The funny part is that when these very same people make up horror stories about what will supposedly happen if we even get the option of choosing public health insurance, they call this exact same thing RATIONING.

Get it? When the private insurance industry refuses to cover you, or makes decisions about what treatments they will and will not allow you to receive, that is called "controlling utilization" (and that happens in the real world, every day). Yet when the government will supposedly pull the plug on grandma, even though she is already on (and would continue to be on) Medicare, and is most certainly not being forced into death now nor would she ever be, that is called rationing care (and socialism, Nazi eugenics, death panels, and I'm sure about every other thing liars can dream up to spoon-feed gullible people--oh, and this rationing is only happening in fantasy land).

So that was the little gem buried in the NYT puff piece about what a hard knock life it is for the insurance industry--they admitted that they ration care, right now, and have been for as long as they've been doing business.

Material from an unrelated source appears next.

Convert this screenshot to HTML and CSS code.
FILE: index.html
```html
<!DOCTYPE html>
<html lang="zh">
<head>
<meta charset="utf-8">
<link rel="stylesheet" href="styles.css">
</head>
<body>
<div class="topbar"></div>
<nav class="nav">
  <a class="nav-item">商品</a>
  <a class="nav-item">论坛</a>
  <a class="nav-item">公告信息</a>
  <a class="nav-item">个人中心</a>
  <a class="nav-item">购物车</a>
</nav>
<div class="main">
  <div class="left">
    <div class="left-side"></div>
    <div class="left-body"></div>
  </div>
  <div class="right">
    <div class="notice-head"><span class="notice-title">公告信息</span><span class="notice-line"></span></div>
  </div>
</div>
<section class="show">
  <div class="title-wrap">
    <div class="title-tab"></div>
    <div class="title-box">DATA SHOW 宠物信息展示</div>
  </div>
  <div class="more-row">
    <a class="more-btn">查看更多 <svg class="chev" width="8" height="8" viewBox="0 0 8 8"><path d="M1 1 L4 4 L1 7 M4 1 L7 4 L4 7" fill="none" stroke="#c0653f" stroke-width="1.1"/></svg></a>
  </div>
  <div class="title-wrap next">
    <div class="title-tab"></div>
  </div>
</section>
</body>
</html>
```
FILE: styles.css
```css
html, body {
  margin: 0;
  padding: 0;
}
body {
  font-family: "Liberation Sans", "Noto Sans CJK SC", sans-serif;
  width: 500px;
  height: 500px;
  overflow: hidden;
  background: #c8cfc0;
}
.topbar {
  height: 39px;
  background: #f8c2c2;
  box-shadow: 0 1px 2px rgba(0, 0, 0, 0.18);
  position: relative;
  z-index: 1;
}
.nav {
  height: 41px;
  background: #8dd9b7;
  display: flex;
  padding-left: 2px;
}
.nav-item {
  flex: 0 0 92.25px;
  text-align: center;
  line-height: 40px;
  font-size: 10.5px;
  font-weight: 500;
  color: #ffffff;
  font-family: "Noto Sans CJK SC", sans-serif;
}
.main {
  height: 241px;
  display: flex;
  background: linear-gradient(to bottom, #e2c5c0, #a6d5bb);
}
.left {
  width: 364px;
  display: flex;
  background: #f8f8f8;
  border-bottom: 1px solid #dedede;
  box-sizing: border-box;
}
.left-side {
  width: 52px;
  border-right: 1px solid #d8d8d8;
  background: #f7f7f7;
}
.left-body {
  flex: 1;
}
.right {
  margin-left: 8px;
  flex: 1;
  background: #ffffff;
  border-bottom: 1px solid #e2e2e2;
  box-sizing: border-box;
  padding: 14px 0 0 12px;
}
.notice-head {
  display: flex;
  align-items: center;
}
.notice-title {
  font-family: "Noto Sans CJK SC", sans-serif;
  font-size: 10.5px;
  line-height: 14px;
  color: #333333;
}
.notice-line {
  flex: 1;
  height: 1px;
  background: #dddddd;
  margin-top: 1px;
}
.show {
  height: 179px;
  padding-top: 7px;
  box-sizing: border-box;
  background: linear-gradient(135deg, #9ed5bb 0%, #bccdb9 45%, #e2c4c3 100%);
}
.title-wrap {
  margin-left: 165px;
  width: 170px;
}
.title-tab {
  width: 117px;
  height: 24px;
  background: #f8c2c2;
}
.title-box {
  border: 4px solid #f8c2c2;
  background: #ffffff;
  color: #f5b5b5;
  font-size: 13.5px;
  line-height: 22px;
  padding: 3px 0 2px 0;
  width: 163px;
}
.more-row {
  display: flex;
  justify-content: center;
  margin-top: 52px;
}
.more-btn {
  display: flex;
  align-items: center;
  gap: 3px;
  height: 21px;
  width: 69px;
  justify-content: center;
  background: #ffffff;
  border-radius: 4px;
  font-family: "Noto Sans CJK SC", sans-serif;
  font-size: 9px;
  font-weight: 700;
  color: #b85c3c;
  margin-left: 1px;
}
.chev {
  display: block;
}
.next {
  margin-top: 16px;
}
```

But perhaps my favorite part of the column is where they really get out the violins for employees of these insurance companies, to get us to see that they aren't monsters, or in their words, "We are human beings, too." It is really fit to be in the Merchant of Venice (daydream sequence begin):

Hath not a[n insurance industry employee] eyes? Hath not a[n insurance industry employee] hands, organs, dimensions, senses, affections, passions; fed with the same food, hurt with the same weapons, subject to the same diseases, heal'd by the same means, warm'd and cool'd by the same winter and summer as a [human] is? If you prick us, do we not bleed? If you tickle us, do we not laugh? If you poison us, do we not die? And if you wrong us, shall we not revenge? If we are like you in the rest, we will resemble you in that.

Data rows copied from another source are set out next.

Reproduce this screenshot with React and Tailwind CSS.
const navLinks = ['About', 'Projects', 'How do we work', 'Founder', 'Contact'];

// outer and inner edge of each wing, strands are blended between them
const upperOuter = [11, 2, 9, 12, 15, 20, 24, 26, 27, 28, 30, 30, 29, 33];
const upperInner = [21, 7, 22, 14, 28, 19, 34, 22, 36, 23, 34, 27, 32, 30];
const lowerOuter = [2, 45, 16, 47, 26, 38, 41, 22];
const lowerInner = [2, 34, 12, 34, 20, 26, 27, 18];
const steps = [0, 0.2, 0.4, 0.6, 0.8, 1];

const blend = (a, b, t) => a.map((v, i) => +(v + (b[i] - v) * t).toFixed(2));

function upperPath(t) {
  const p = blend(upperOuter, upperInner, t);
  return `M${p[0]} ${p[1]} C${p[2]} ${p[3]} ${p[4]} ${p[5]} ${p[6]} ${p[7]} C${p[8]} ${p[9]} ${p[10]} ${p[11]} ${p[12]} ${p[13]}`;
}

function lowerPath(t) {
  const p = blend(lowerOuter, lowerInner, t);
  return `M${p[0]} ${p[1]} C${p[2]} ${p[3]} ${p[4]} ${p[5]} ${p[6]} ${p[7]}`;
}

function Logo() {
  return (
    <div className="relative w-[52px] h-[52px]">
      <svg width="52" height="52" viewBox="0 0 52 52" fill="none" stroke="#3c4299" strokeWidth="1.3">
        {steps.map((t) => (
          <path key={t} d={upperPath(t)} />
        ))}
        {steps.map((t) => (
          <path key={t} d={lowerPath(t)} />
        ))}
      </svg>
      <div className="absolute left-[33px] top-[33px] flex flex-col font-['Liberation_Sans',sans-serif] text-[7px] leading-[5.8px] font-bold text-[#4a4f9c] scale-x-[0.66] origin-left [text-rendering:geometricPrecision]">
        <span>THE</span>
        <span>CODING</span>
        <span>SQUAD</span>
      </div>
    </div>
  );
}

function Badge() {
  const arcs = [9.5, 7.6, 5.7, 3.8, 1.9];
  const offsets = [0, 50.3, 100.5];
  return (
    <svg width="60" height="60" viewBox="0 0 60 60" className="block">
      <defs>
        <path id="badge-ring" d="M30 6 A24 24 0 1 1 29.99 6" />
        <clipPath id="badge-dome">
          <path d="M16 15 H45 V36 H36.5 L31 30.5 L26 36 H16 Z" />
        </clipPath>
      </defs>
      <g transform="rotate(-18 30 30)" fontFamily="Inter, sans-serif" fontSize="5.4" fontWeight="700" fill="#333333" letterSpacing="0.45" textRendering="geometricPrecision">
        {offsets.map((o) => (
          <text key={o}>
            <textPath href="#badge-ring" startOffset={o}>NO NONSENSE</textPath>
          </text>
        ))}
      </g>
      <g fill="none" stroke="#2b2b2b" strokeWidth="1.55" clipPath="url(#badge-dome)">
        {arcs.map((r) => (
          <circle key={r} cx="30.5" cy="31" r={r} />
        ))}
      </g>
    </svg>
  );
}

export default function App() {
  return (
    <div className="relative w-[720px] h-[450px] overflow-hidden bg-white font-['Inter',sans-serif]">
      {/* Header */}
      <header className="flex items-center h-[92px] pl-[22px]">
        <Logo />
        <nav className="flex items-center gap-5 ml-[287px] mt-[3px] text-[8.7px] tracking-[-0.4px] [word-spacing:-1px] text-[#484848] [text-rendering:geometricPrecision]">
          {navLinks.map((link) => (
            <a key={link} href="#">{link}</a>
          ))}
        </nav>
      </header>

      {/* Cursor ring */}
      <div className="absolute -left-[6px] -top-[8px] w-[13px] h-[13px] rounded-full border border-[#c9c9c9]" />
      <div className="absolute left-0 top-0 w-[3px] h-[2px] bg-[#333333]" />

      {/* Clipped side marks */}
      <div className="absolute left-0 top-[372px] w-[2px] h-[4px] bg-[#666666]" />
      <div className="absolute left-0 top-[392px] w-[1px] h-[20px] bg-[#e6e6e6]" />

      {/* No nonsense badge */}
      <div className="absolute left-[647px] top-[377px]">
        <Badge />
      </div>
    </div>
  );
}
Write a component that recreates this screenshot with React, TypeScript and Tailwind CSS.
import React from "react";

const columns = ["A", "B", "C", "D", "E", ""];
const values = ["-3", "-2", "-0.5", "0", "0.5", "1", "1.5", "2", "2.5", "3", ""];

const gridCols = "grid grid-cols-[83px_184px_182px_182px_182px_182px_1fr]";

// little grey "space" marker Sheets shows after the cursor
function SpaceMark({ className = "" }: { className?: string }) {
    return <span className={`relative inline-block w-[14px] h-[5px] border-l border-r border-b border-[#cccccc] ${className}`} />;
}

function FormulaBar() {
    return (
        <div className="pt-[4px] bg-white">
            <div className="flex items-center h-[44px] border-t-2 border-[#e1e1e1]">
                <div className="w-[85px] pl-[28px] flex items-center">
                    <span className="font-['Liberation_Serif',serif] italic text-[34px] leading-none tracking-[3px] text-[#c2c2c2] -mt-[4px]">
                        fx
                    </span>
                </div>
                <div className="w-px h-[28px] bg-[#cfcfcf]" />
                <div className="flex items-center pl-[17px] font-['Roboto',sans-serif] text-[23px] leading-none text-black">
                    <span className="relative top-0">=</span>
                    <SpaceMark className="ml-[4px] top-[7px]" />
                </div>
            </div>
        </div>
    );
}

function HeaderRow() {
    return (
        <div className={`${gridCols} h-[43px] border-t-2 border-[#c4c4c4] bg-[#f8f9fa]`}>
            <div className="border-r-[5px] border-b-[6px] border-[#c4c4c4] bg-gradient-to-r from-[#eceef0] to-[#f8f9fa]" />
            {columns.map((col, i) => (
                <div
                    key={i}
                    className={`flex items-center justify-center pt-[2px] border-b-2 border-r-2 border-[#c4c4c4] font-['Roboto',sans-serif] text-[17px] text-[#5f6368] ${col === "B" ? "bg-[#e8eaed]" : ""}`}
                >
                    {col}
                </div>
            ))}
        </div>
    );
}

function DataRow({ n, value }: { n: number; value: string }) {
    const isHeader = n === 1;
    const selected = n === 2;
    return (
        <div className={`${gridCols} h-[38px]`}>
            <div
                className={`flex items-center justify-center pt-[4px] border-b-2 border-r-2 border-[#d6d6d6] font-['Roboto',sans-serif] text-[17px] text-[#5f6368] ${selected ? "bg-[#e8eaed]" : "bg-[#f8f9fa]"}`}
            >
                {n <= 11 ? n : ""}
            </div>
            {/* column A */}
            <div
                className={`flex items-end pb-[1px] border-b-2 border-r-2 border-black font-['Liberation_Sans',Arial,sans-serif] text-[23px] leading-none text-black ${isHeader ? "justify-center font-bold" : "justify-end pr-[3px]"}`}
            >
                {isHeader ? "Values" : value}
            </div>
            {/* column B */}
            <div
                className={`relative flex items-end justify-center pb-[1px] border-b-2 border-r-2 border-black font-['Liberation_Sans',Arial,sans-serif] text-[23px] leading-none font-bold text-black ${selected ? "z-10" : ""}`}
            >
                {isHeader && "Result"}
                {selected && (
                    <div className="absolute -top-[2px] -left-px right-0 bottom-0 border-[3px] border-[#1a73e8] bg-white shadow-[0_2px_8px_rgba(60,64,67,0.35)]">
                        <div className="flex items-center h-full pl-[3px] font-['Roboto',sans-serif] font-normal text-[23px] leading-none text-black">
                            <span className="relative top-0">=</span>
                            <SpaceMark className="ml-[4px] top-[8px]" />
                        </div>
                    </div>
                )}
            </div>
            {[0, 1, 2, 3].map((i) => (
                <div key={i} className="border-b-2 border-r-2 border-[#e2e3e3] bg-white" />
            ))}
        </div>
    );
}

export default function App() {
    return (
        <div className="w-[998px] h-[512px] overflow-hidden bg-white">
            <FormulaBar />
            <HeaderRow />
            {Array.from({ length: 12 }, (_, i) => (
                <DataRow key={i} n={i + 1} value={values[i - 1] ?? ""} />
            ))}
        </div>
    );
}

*Tear* Beautiful. I hope they do a remake of Evita next.

But of course this is all a straw man, because this anger at insurance industry greed isn't directed at the employees of these mega corporations, who are by all accounts just trying to make a living by doing what they are told. They are, after all, just doing their jobs. It isn't their fault that their job is to decline people coverage to save the company money. That is the one and only goal of a corporation, is it not? They are accountable to their investors, their shareholders, and no one else.

That is the bottom line--The corporation is a beast designed for a single purpose: to make profit and make people (investors) rich. And these employees, the ones being humanized so beautifully in this NYT column, are just cogs in the wheel, and if they refused to do it some other person (faceless bureaucrat, to use the hypocritical language of the conservatives) would fill their spot in an instant. And to their credit, many former employees of the insurance industry, haunted by the things there were made to do in the name of profit, have come forward and spoken out against insurance industry practices, like Dr. Linda Peeno in this ad from American's United for Change:


So no, it isn't about the little people, it is about the entire beast. Has anyone suggested that these people, the employees themselves, are evil? Do reformists think that these people, or even the executives in charge, get up in the morning with the goal of killing people and ruining lives? Of course not. They do what they do best: maximize profit, at all costs. The human lives destroyed are just collateral damage. Some of them, mostly those at the very top, are very much okay with this, and defend it vigorously. Others are haunted and find that they can't bring themselves to keep doing it.

This isn't about them, it is about an industry that is indeed evil, if not in intention, undeniably in effect. Just because a corporation is made up of people, are we not allowed to blame the whole?

That is the funny thing about the concept of "corporate personhood"-- corporations have long fought to enjoy all the rights and benefits of being treated as a living, breathing person, but without any of the costs, like mortality, and now, apparently, blame.